▶ [Exercise details] Copy out each line in the material below that has the word "React".

▶ [Web page code records]

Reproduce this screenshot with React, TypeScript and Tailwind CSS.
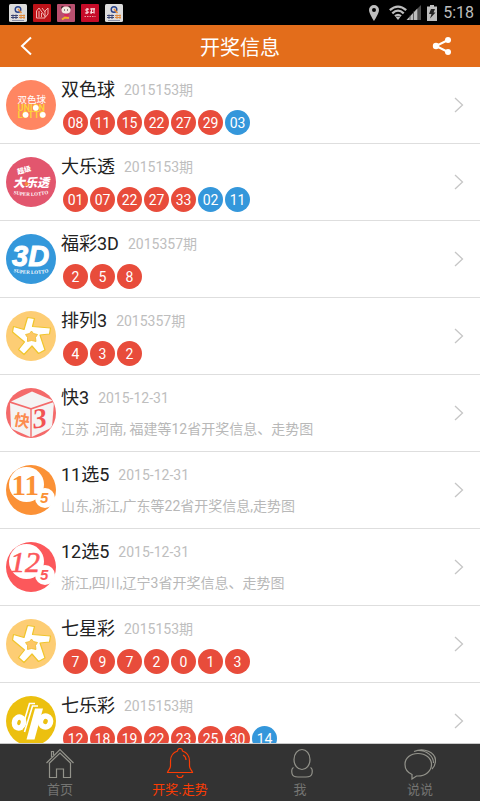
import React from 'react';

interface Lottery {
  name: string;
  date: string;
  logo: React.ReactNode;
  red?: string[];
  blue?: string[];
  desc?: string;
}

const SANS = 'Roboto, "Noto Sans CJK SC", sans-serif';

/* Lottery logos */
const UnionLogo = () => (
  <svg viewBox="0 0 50 50" className="size-full" fontFamily={SANS} aria-hidden="true">
    <circle cx="25" cy="25" r="25" fill="#ff8662" />
    <text x="11.500" y="22.500" fontSize="9.500" fill="#fff">双色球</text>
    <g fill="#fdd23a" fontWeight="700" fontSize="9">
      <text x="11.500" y="31">UNION</text>
      <text x="11.500" y="38">LOTTO</text>
    </g>
    <circle cx="29.800" cy="27.800" r="2.900" fill="#fff" />
    <circle cx="19.600" cy="34.800" r="2.900" fill="#fff" />
    <circle cx="36.800" cy="34.800" r="2.900" fill="#fff" />
  </svg>
);

const SuperLogo = () => (
  <svg viewBox="0 0 50 50" className="size-full" fontFamily={SANS} aria-hidden="true">
    <circle cx="25" cy="25" r="25" fill="#e2566e" />
    <text x="12" y="17.500" fontSize="7" fontWeight="900" fill="#fff" transform="rotate(-16 12 17.500)">超级</text>
    <text x="7" y="29.500" fontSize="12" fontWeight="900" fontStyle="italic" fill="#fff">大乐透</text>
    <circle cx="20.500" cy="27" r="2" fill="#f58a3c" />
    <path id="superArc" d="M7.500 37Q25 41 44 36.500" fill="none" />
    <text fontSize="5" fontWeight="700" fontFamily="Liberation Serif, serif" fill="#fff">
      <textPath href="#superArc">SUPER LOTTO</textPath>
    </text>
  </svg>
);

const ThreeDLogo = () => (
  <svg viewBox="0 0 50 50" className="size-full" aria-hidden="true">
    <circle cx="25" cy="25" r="25" fill="#3498db" />
    <text x="6" y="31.500" fontSize="29" fontWeight="700" fontStyle="italic" fontFamily="Liberation Sans, sans-serif" fill="#fff" stroke="#fff" strokeWidth="1">3D</text>
    <path id="threeArc" d="M7.500 38Q25 42 44 38" fill="none" />
    <text fontSize="5" fontWeight="700" fontFamily="Liberation Serif, serif" fill="#fff">
      <textPath href="#threeArc">SUPER LOTTO</textPath>
    </text>
  </svg>
);

const StarLogo = () => (
  <svg viewBox="0 0 50 50" className="size-full" aria-hidden="true">
    <circle cx="25" cy="25" r="25" fill="#fdcd74" />
    <path
      d="M21.500 6.500L28.500 7.500L26.500 15.500L44.500 17L43.500 23L34 24L39 39L32.500 42.500L26 35L18 43.500L12.500 38.500L18.500 31L6.500 21L7.500 15.500L18 18.500Z"
      fill="#fff"
      stroke="#f0c52c"
      strokeWidth="1.200"
      strokeLinejoin="round"
    />
    <path d="M25.500 20L27.500 22.500L31.500 23.500L29.500 26.500L30 30.500L25.500 29.500L21.500 30.500L21.500 26.500L19.500 23.500L23.500 22.500Z" fill="#fdc766" stroke="#ecbd28" strokeWidth="0.800" />
  </svg>
);

const CubeLogo = () => (
  <svg viewBox="0 0 50 50" className="size-full" fontFamily={SANS} aria-hidden="true">
    <clipPath id="cubeClip">
      <circle cx="25" cy="25" r="24.500" />
    </clipPath>
    <circle cx="25" cy="25" r="25" fill="#f46a6a" />
    <g clipPath="url(#cubeClip)">
      <path d="M26 3.500L47 12.500L25 20L5 13.500Z" fill="#f5f3f3" />
      <path d="M4 15L24.300 21.500L24.300 49L5 40.500Z" fill="#f5f3f3" />
      <path d="M25.700 21.500L48 14L46 39.500L25.700 49Z" fill="#f5f3f3" />
    </g>
    <text x="7" y="37" fontSize="16" fontWeight="700" fill="#fc8c50" transform="rotate(10 7 37)">快</text>
    <text x="28" y="40.500" fontSize="28" fontWeight="700" fontStyle="italic" fontFamily="Liberation Serif, serif" fill="#f25252" transform="rotate(-8 28 40.500)">3</text>
  </svg>
);

const ElevenLogo = () => (
  <svg viewBox="0 0 50 50" className="size-full" aria-hidden="true">
    <circle cx="25" cy="25" r="25" fill="#fb9136" />
    <circle cx="20.500" cy="19.500" r="17.500" fill="#fff" />
    <circle cx="39" cy="33" r="10" fill="#fff" />
    <g fill="#fb9136" fontWeight="700">
      <text x="5.500" y="30" fontSize="29" fontFamily="Liberation Serif, serif">11</text>
      <text x="34" y="38" fontSize="15" fontStyle="italic" fontFamily="Liberation Sans, sans-serif">5</text>
    </g>
  </svg>
);

const TwelveLogo = () => (
  <svg viewBox="0 0 50 50" className="size-full" aria-hidden="true">
    <circle cx="25" cy="25" r="25" fill="#fc585b" />
    <circle cx="20.500" cy="19.500" r="17.500" fill="#fff" />
    <circle cx="39" cy="33" r="10" fill="#fff" />
    <g fill="#fc585b" fontStyle="italic">
      <text x="4" y="30" fontSize="30" fontFamily="Liberation Serif, serif" stroke="#fc585b" strokeWidth="0.600">12</text>
      <text x="34" y="38" fontSize="15" fontWeight="700" fontFamily="Liberation Sans, sans-serif">5</text>
    </g>
  </svg>
);

const WelfareLogo = () => (
  <svg viewBox="0 0 50 50" className="size-full" aria-hidden="true">
    <circle cx="25" cy="25" r="25" fill="#ecc00f" />
    <g fill="none" stroke="#fff">
      <ellipse cx="13" cy="26.500" rx="4.500" ry="5.500" strokeWidth="5.500" transform="rotate(18 13 26.500)" />
      <ellipse cx="39.500" cy="25.500" rx="5" ry="5.500" strokeWidth="5.500" transform="rotate(18 39.500 25.500)" />
      <path d="M15.500 34L23.500 7.500H29" strokeWidth="1.600" />
      <path d="M18.500 36L26.500 10H32" strokeWidth="1.600" />
    </g>
    <path d="M29 12.500H37L28.500 43.500H20.500Z" fill="#fff" />
  </svg>
);

const lotteries: Lottery[] = [
  { name: '双色球', date: '2015153期', logo: <UnionLogo />, red: ['08', '11', '15', '22', '27', '29'], blue: ['03'] },
  { name: '大乐透', date: '2015153期', logo: <SuperLogo />, red: ['01', '07', '22', '27', '33'], blue: ['02', '11'] },
  { name: '福彩3D', date: '2015357期', logo: <ThreeDLogo />, red: ['2', '5', '8'] },
  { name: '排列3', date: '2015357期', logo: <StarLogo />, red: ['4', '3', '2'] },
  { name: '快3', date: '2015-12-31', logo: <CubeLogo />, desc: '江苏 ,河南, 福建等12省开奖信息、走势图' },
  { name: '11选5', date: '2015-12-31', logo: <ElevenLogo />, desc: '山东,浙江,广东等22省开奖信息,走势图' },
  { name: '12选5', date: '2015-12-31', logo: <TwelveLogo />, desc: '浙江,四川,辽宁3省开奖信息、走势图' },
  { name: '七星彩', date: '2015153期', logo: <StarLogo />, red: ['7', '9', '7', '2', '0', '1', '3'] },
  { name: '七乐彩', date: '2015153期', logo: <WelfareLogo />, red: ['12', '18', '19', '22', '23', '25', '30'], blue: ['14'] },
];

/* Notification icons of the status bar */
const BrandNotice = () => (
  <svg viewBox="0 0 18 18" className="size-[18px]" aria-hidden="true">
    <rect width="18" height="18" rx="1.500" fill="#dcdcdc" />
    <circle cx="9" cy="5.500" r="2.800" fill="none" stroke="#27418a" strokeWidth="1.400" />
    <path d="M9 5L12.500 9" stroke="#e88a35" strokeWidth="1.500" />
    <path d="M2 11.500H9M2 13.500H9M4 10.500V15M7 10.500V15" stroke="#3c4775" strokeWidth="1" />
    <path d="M10 11.500H16M10 13.500H16M12 10.500V15M15 10.500V15" stroke="#e08a3c" strokeWidth="1" />
    <path d="M3 16.500H15" stroke="#777f9c" strokeWidth="0.800" />
  </svg>
);

const StatusBar = () => (
  <div className="flex h-[25px] shrink-0 items-center justify-between bg-black pl-[9px] pr-1.5">
    <div className="flex gap-1.5">
      <BrandNotice />
      <svg viewBox="0 0 18 18" className="size-[18px]" aria-hidden="true">
        <rect width="18" height="18" rx="1" fill="#bd1218" />
        <path d="M3.500 14V7L6 4L12.500 13L15 10V4L12 7V14M3.500 14H12M6 7V13M9 4L12 8M8.500 9V13" fill="none" stroke="#f1b3b0" strokeWidth="1" />
      </svg>
      <svg viewBox="0 0 18 18" className="size-[18px]" aria-hidden="true">
        <rect width="18" height="18" rx="1" fill="#b8506f" />
        <circle cx="5.500" cy="3.500" r="1.500" fill="#3d2429" />
        <circle cx="12.500" cy="3.500" r="1.500" fill="#3d2429" />
        <ellipse cx="9" cy="6" rx="4.500" ry="3.500" fill="#f3e8e0" />
        <path d="M7 6H8M10 6H11" stroke="#222" strokeWidth="1.200" />
        <path d="M7 10H12L11 14H8Z" fill="#d9265c" />
        <path d="M5 15.500L8 13.500L12 14" fill="none" stroke="#f0b429" strokeWidth="2" />
      </svg>
      <svg viewBox="0 0 18 18" className="size-[18px]" aria-hidden="true">
        <rect width="18" height="18" rx="1" fill="#c60b28" />
        <path d="M4 6L8 5M6 4V10M4 9L8 8M9 5H14M11 4L10 10M9 8L14 9M13 4V8" stroke="#f9dfe0" strokeWidth="1.200" />
        <path d="M3.500 12.500H14.500" stroke="#e9a1a8" strokeWidth="1" strokeDasharray="1.500 1" />
      </svg>
      <BrandNotice />
    </div>
    <div className="flex items-center text-[#bdbdbd]">
      <svg viewBox="0 0 10 16" className="mr-2.5 h-4 w-2.5" fill="currentColor" aria-hidden="true">
        <path fillRule="evenodd" d="M5 0A5 5 0 0 0 0 5C0 8.500 5 16 5 16S10 8.500 10 5A5 5 0 0 0 5 0ZM5 3A2 2 0 1 1 5 7A2 2 0 0 1 5 3Z" />
      </svg>
      <svg viewBox="0 0 32 16" className="mr-1.5 h-4 w-8" aria-hidden="true">
        <g fill="none" stroke="currentColor" strokeWidth="2.300">
          <path d="M0.800 5.200Q9 -2 17.200 5.200" />
          <path d="M3.300 8.300Q9 3 14.700 8.300" />
          <path d="M6 11.200Q9 8.500 12 11.200" />
        </g>
        <path d="M6.800 12.300Q9 10.800 11.200 12.300L9 15Z" fill="currentColor" />
        <path d="M32 0V15H28V4Z" fill="#4e4e4e" />
        <path d="M28.300 3.500V15H17.500Z" fill="currentColor" />
        <path d="M21 10V15M24.500 6V15" stroke="#333" strokeWidth="0.700" />
      </svg>
      <svg viewBox="0 0 10 16" className="mr-1.5 h-4 w-2.5" aria-hidden="true">
        <path d="M3 0H7V1.500H10V16H0V1.500H3Z" fill="currentColor" />
        <path d="M4 4H8L6.500 7.500H8.500L3 13.500L4.500 9H2Z" fill="#222" />
      </svg>
      <span className="text-base leading-6">5:18</span>
    </div>
  </div>
);

const Ball: React.FC<{ value: string; className: string }> = ({ value, className }) => (
  <span className={`flex size-[25px] items-center justify-center rounded-full text-sm text-white ${className}`}>
    {value}
  </span>
);

const LotteryRow: React.FC<{ item: Lottery }> = ({ item }) => (
  <li className="shrink-0 border-b border-[#dedede]">
    <a href="#" className="flex h-[76px] items-center pl-1.5 pr-4">
      <div className="size-[50px] shrink-0">{item.logo}</div>
      <div className="ml-[5px] min-w-0 flex-1 self-start pt-[11px]">
        <div className="flex h-6 items-center gap-[9px]">
          <h2 className="text-lg leading-6 text-[#222]">{item.name}</h2>
          <span className="text-sm leading-6 text-[#bebebe]">{item.date}</span>
        </div>
        {item.desc ? (
          <p className="mt-[7px] text-sm leading-6 text-[#b8b8b8]">{item.desc}</p>
        ) : (
          <div className="mt-2 flex gap-0.5 pl-0.5">
            {item.red?.map((n, i) => <Ball key={i} value={n} className="bg-[#e84c3b]" />)}
            {item.blue?.map((n, i) => <Ball key={i} value={n} className="bg-[#3497db]" />)}
          </div>
        )}
      </div>
      <svg viewBox="0 0 10 16" className="h-4 w-2.5" fill="none" stroke="#c6c6c6" strokeWidth="1.300" aria-hidden="true">
        <path d="M1 1L8.500 8L1 15" />
      </svg>
    </a>
  </li>
);

const tabs = [
  {
    label: '首页',
    icon: (
      <>
        <path d="M2.500 15L16 1.500L29.500 15" />
        <path d="M5 15.500L16 5L27 15.500" />
        <path d="M5.500 15V29.500H12.500V21H19.500V29.500H26.500V15M7.500 9V3.500H9.500V7" />
      </>
    ),
  },
  {
    label: '开奖.走势',
    active: true,
    icon: (
      <>
        <path d="M13.500 3A2.500 2.500 0 0 1 18.500 3C23 4.500 25.500 8 25.500 13V18C25.500 21 28 22 28.500 24.500H3.500C4 22 6.500 21 6.500 18V13C6.500 8 9 4.500 13.500 3Z" />
        <path d="M13 27A3 2.500 0 0 0 19 27M19 7Q22 8.500 22 12" />
      </>
    ),
  },
  {
    label: '我',
    icon: (
      <>
        <ellipse cx="18" cy="11.500" rx="8" ry="10" />
        <path d="M9.500 19.500C7.500 20.500 7.500 23 8 25.500C8.500 28.500 11 29 14 29H22C25 29 27.500 28.500 28 25.500C28.500 23 28.500 20.500 26.500 19.500" />
      </>
    ),
  },
  {
    label: '说说',
    icon: (
      <>
        <path d="M8 31V26.500C3.500 24.500 1 21 1 16.500C1 10 6.500 5.500 14 5.500S27.500 10 27.500 16.500S21.500 28 14 28H12.500Z" />
        <path d="M10 3.500C20 -1 31 4.500 31.500 12Q31.500 18 28 21M14 2.500C23 2.500 29.500 8 29.500 15" />
      </>
    ),
  },
];

const App: React.FC = () => {
  return (
    <div className="flex h-screen w-full flex-col overflow-hidden bg-white font-[Roboto,'Noto_Sans_CJK_SC',sans-serif]">
      <StatusBar />

      {/* Header */}
      <header className="grid h-[42px] shrink-0 grid-cols-[1fr_auto_1fr] items-center bg-[#e36d1b] pl-4 pr-7 text-white">
        <button type="button" aria-label="返回" className="flex size-5 items-center justify-center">
          <svg viewBox="0 0 12 20" className="h-5 w-3" fill="none" stroke="currentColor" strokeWidth="2">
            <path d="M11 1.500L2 10L11 18.500" />
          </svg>
        </button>
        <h1 className="ml-3 pt-1 text-xl leading-8">开奖信息</h1>
        <button type="button" aria-label="分享" className="flex size-5 items-center justify-center justify-self-end">
          <svg viewBox="0 0 20 20" className="size-5" fill="currentColor">
            <path d="M16 4L4 10L16 16" fill="none" stroke="currentColor" strokeWidth="2" />
            <circle cx="4" cy="10" r="3.200" />
            <circle cx="16" cy="4" r="3" />
            <circle cx="16" cy="16" r="3" />
          </svg>
        </button>
      </header>

      {/* Results */}
      <ul className="flex min-h-0 flex-1 flex-col overflow-y-auto [scrollbar-width:none]">
        {lotteries.map((item) => <LotteryRow key={item.name} item={item} />)}
      </ul>

      {/* Bottom navigation */}
      <nav className="grid h-[58px] shrink-0 grid-cols-4 border-t border-[#c9c9c9] bg-[#333]">
        {tabs.map((tab) => (
          <a
            key={tab.label}
            href="#"
            className={`flex flex-col items-center pt-1 ${tab.active ? 'text-[#fa3c04]' : 'text-[#747472]'}`}
          >
            <svg viewBox="0 0 32 32" className="size-8" fill="none" stroke={tab.active ? '#fa3c04' : '#93938b'} strokeWidth="1.200" aria-hidden="true">
              {tab.icon}
            </svg>
            <span className="text-[13px] leading-5">{tab.label}</span>
          </a>
        ))}
      </nav>
    </div>
  );
};

export default App;
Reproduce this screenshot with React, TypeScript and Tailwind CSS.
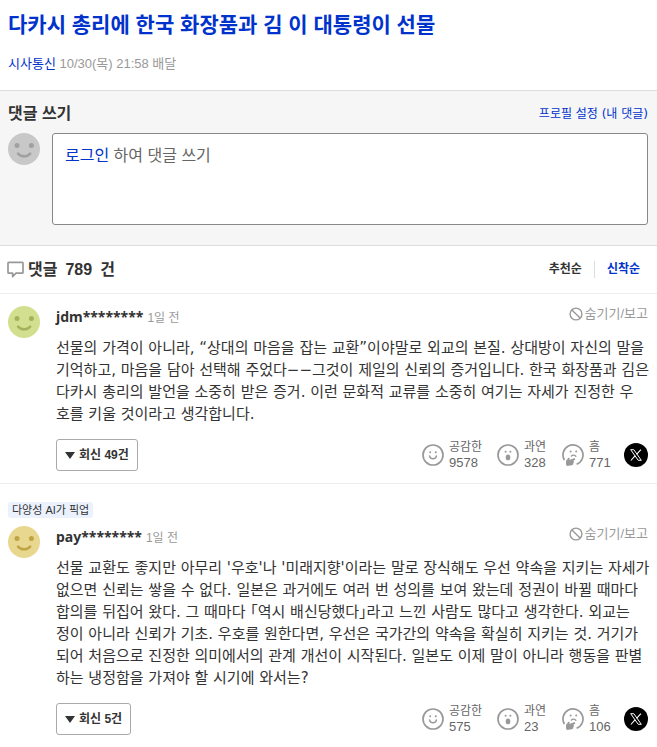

▶ [Response for this exercise]
Reproduce this screenshot with React, TypeScript and Tailwind CSS.
import React from 'react';
  logo: React.ReactNode;
const Ball: React.FC<{ value: string; className: string }> = ({ value, className }) => (
const LotteryRow: React.FC<{ item: Lottery }> = ({ item }) => (
const App: React.FC = () => {
Reproduce this screenshot with React, TypeScript and Tailwind CSS.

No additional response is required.